What I did learn during my 7 days in the Holy Land is far more than I can fit in a few blog posts, but despite the fact I thought I was a person with an above average grasp of world affairs I realised more than anything how little I really knew, how difficult solutions are but how unsustainable the current oppression of Palestinians is and how difficult Israeli policy makes it for everyday Israelis and Palestinians to get to know one another. Israel, however is certainly not alone in this world, in taking the natural shock and fear related to acts of violence which have been perpetuated against their people (as well as the Palestinians) and using it to breed a culture of fear and of the idea of having a superior claim to righteousness in one's cause. Sadly over the last century a far greater number of Jews have lost their lives at the hands of Europeans than of Arabs.

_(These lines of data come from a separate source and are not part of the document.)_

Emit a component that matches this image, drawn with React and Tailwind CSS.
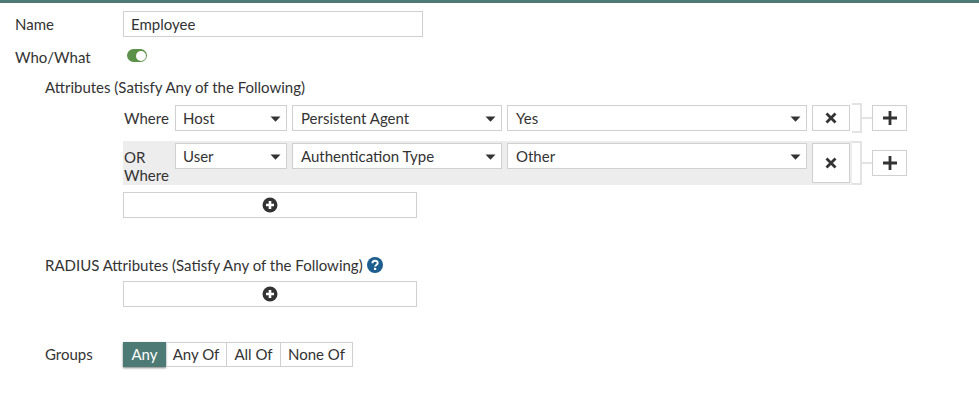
import React from 'react';

const BORDER = 'border border-[#d0d0d0]';

function Caret() {
  return (
    <svg width="11" height="6" viewBox="0 0 11 6" className="mt-[1px] shrink-0">
      <path d="M.5 .5h10L5.5 5.8z" fill="#333" />
    </svg>
  );
}

function Select({ value, width, inset = 'pl-[8px]' }) {
  return (
    <div className={`flex h-[26px] shrink-0 items-center justify-between bg-white pr-[5px] ${inset} ${BORDER} ${width}`}>
      <span>{value}</span>
      <Caret />
    </div>
  );
}

function CirclePlus() {
  return (
    <svg width="16" height="16" viewBox="0 0 16 16">
      <circle cx="8" cy="8" r="7.5" fill="#333" />
      <path d="M8 4v8M4 8h8" stroke="#fff" strokeWidth="2.6" />
    </svg>
  );
}

function AddBar() {
  return (
    <div className={`ml-[123px] flex h-[26px] w-[294px] items-center justify-center bg-white ${BORDER}`}>
      <CirclePlus />
    </div>
  );
}

function Row({ label, a, b, c, alt }) {
  return (
    <div className="flex">
      <div className={`flex w-[729px] shrink-0 gap-[5px] py-[2px] pr-[2px] ${alt ? 'h-[44px] bg-[#ededed]' : 'h-[30px]'}`}>
        <div className={`w-[47px] shrink-0 pl-[1px] leading-[18px] ${alt ? 'pt-[5px]' : 'pt-[4px]'}`}>
          {alt ? <>OR<br />Where</> : label}
        </div>
        <Select value={a} width="w-[112px]" inset="pl-[7px]" />
        <Select value={b} width="w-[210px]" />
        <Select value={c} width="w-[300px]" />
        <div className={`flex w-[38px] shrink-0 items-center justify-center bg-white ${BORDER}`}>
          <svg width="12" height="12" viewBox="0 0 12 12">
            <path d="M1.5 1.5l9 9M10.5 1.5l-9 9" stroke="#333" strokeWidth="2.8" />
          </svg>
        </div>
      </div>
      <div className="flex items-center">
        <div className="h-full w-[10px] border-y-2 border-r-2 border-[#e3e3e3]" />
        <div className="h-[2px] w-[10px] bg-[#e3e3e3]" />
        <div className={`flex h-[26px] w-[35px] items-center justify-center bg-white ${BORDER}`}>
          <svg width="16" height="16" viewBox="0 0 16 16">
            <path d="M8 1v14M1 8h14" stroke="#333" strokeWidth="2.8" />
          </svg>
        </div>
      </div>
    </div>
  );
}

export default function App() {
  return (
    <div className="h-[401px] w-[979px] overflow-hidden bg-white font-['Lato','Noto_Sans',sans-serif] text-[15px] text-[#333]">
      <div className="h-[3px] bg-[#4e7a76]" />

      <div className="mt-[8px] flex h-[26px] items-center pl-[15px]">
        <div className="w-[108px]">Name</div>
        <div className={`flex h-[26px] w-[300px] items-center px-[7px] ${BORDER}`}>Employee</div>
      </div>

      <div className="mt-[11px] flex h-[18px] items-center pl-[15px]">
        <div className="w-[112px]">Who/What</div>
        <div className="-mt-[3px] flex h-[13px] w-[20px] items-center justify-end rounded-full bg-[#5b9148] pr-[1px]">
          <div className="h-[10px] w-[10px] rounded-full bg-white" />
        </div>
      </div>

      <div className="mt-[12px] pl-[45px] leading-[18px]">Attributes (Satisfy Any of the Following)</div>

      <div className="mt-[7px] pl-[123px]">
        <Row label="Where" a="Host" b="Persistent Agent" c="Yes" />
        <div className="h-[8px]" />
        <Row alt a="User" b="Authentication Type" c="Other" />
      </div>

      <div className="mt-[7px]"><AddBar /></div>

      <div className="mt-[38px] flex items-center gap-[4px] pl-[45px] leading-[18px]">
        <span>RADIUS Attributes (Satisfy Any of the Following)</span>
        <svg width="16" height="16" viewBox="0 0 16 16">
          <circle cx="8" cy="8" r="8" fill="#1b5e8f" />
          <path d="M5.4 6.2c0-3.3 5.3-3.3 5.3-.2 0 2-2.6 1.9-2.6 3.6" fill="none" stroke="#fff" strokeWidth="1.9" />
          <rect x="7" y="10.8" width="2.2" height="2.2" fill="#fff" />
        </svg>
      </div>

      <div className="mt-[7px]"><AddBar /></div>

      <div className="mt-[35px] flex items-center pl-[45px]">
        <div className="w-[78px]">Groups</div>
        <div className="flex h-[25px]">
          <div className="flex w-[43px] items-center justify-center bg-[#4e7a76] text-white shadow-[0_1px_2px_rgba(0,0,0,0.5)]">Any</div>
          <div className={`flex w-[61px] items-center justify-center border-l-0 ${BORDER}`}>Any Of</div>
          <div className={`flex w-[54px] items-center justify-center border-l-0 ${BORDER}`}>All Of</div>
          <div className={`flex w-[72px] items-center justify-center border-l-0 ${BORDER}`}>None Of</div>
        </div>
      </div>
    </div>
  );
}
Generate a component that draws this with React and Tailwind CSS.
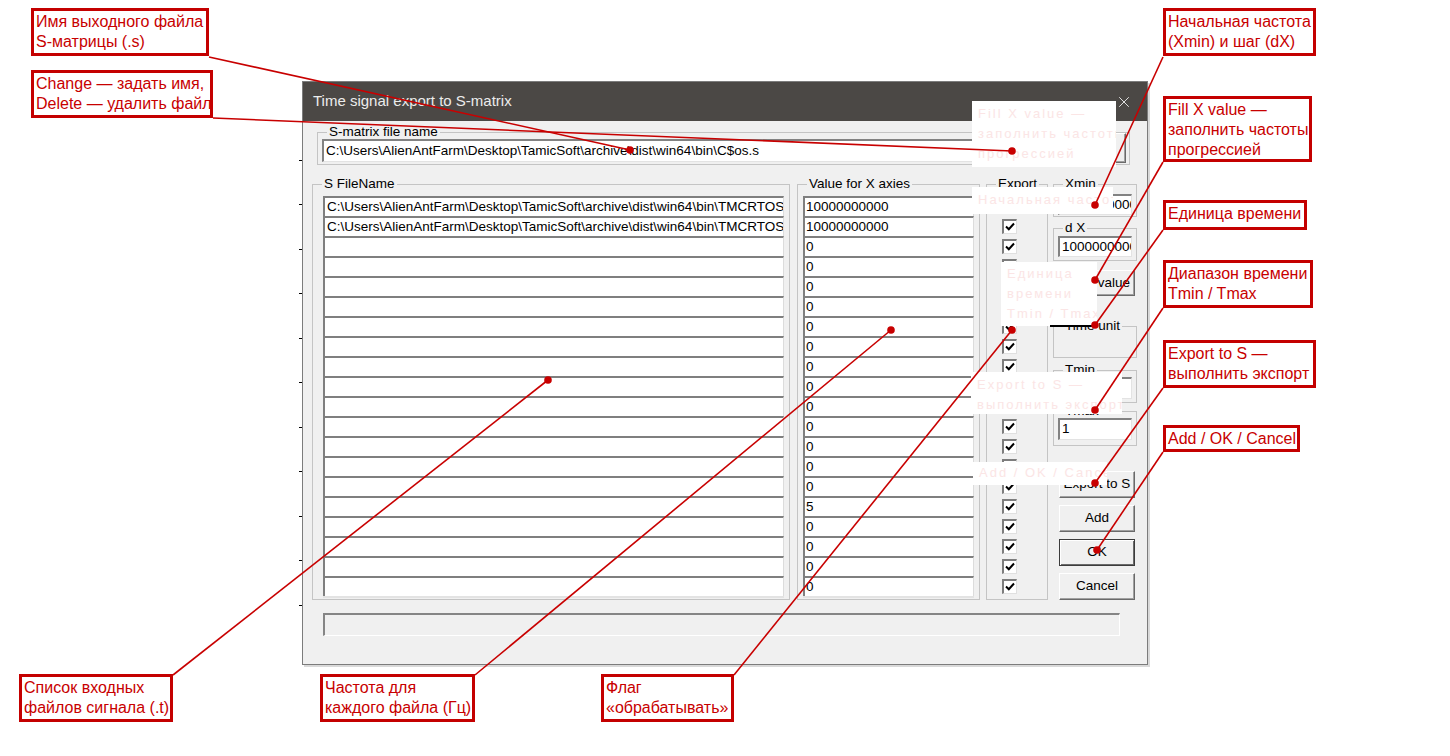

I suspect reflections on my trip will constitute the main part of the next few posts I make, but for now I'll end commenting on how surprised I was with the warmth of the welcome we felt from the people we met in Bethlehem, not only our guides and special guests, but people working in shops and wedding guests awaiting the exit of the bride and groom at the Church of the Nativity. I could walk alone on the streets without feeling the unease you can in some other parts of the world.